►

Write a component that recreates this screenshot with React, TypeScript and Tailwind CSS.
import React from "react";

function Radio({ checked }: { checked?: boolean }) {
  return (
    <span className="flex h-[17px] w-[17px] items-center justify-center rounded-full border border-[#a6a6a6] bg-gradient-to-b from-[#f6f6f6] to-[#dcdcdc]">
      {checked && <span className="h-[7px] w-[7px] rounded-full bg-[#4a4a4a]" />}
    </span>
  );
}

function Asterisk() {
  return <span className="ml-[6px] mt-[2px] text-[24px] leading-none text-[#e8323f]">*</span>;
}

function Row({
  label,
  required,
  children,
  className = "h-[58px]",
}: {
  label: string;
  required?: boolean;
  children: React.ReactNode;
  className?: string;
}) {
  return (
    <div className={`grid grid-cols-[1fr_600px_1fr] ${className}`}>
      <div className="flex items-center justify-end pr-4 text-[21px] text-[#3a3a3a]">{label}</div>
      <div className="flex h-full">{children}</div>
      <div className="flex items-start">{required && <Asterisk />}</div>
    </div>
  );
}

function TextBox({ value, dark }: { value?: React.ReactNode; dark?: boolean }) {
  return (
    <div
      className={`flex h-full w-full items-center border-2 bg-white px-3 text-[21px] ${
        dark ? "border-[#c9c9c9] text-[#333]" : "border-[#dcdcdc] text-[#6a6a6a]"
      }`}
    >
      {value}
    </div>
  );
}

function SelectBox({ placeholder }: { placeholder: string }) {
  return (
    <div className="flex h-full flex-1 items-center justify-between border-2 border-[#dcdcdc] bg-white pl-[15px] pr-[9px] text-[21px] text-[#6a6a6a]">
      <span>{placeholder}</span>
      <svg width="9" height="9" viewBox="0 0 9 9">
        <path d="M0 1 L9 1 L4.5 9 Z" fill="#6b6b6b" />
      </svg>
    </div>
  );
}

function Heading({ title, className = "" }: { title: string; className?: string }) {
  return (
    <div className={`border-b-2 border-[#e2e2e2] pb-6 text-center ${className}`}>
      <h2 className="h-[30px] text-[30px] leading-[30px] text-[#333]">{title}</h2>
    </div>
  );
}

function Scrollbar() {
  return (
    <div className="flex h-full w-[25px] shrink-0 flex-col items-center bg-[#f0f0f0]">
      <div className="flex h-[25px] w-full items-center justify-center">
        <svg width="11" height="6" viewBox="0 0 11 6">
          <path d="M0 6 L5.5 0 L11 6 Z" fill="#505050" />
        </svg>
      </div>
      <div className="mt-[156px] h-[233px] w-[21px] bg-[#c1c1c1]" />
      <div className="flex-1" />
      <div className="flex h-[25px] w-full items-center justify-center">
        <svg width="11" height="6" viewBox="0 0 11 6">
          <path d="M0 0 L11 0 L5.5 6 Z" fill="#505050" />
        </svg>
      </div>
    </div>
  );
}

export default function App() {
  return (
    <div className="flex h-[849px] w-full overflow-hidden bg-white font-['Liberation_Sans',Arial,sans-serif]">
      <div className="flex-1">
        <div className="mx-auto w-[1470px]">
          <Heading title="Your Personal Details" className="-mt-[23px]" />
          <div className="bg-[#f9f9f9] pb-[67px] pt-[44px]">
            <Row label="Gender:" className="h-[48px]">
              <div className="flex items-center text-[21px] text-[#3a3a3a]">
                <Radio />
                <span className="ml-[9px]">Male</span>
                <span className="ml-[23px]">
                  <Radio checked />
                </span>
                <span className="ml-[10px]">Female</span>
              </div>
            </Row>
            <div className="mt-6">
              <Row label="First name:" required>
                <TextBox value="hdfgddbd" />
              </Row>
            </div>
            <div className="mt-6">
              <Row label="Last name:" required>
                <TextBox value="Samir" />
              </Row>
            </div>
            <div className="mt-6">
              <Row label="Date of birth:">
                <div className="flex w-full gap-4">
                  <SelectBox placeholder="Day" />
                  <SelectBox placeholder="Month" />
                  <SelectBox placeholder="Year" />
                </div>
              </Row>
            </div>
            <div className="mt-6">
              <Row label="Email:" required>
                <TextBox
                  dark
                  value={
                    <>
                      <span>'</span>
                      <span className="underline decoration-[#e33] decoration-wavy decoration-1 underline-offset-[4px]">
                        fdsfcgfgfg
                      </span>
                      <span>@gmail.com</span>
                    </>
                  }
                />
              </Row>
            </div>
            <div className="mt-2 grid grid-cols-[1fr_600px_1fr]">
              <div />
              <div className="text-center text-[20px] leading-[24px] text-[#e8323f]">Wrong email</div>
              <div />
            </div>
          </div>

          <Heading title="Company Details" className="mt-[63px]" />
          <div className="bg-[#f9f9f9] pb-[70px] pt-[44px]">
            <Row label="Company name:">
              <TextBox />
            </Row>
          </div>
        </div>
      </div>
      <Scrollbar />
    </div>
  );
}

◄

**WHAT IS EXPECTED:**
Pick out each line above that includes "React" and show it.

**RIGHT ANSWER:**
Write a component that recreates this screenshot with React, TypeScript and Tailwind CSS.
import React from "react";
  children: React.ReactNode;
function TextBox({ value, dark }: { value?: React.ReactNode; dark?: boolean }) {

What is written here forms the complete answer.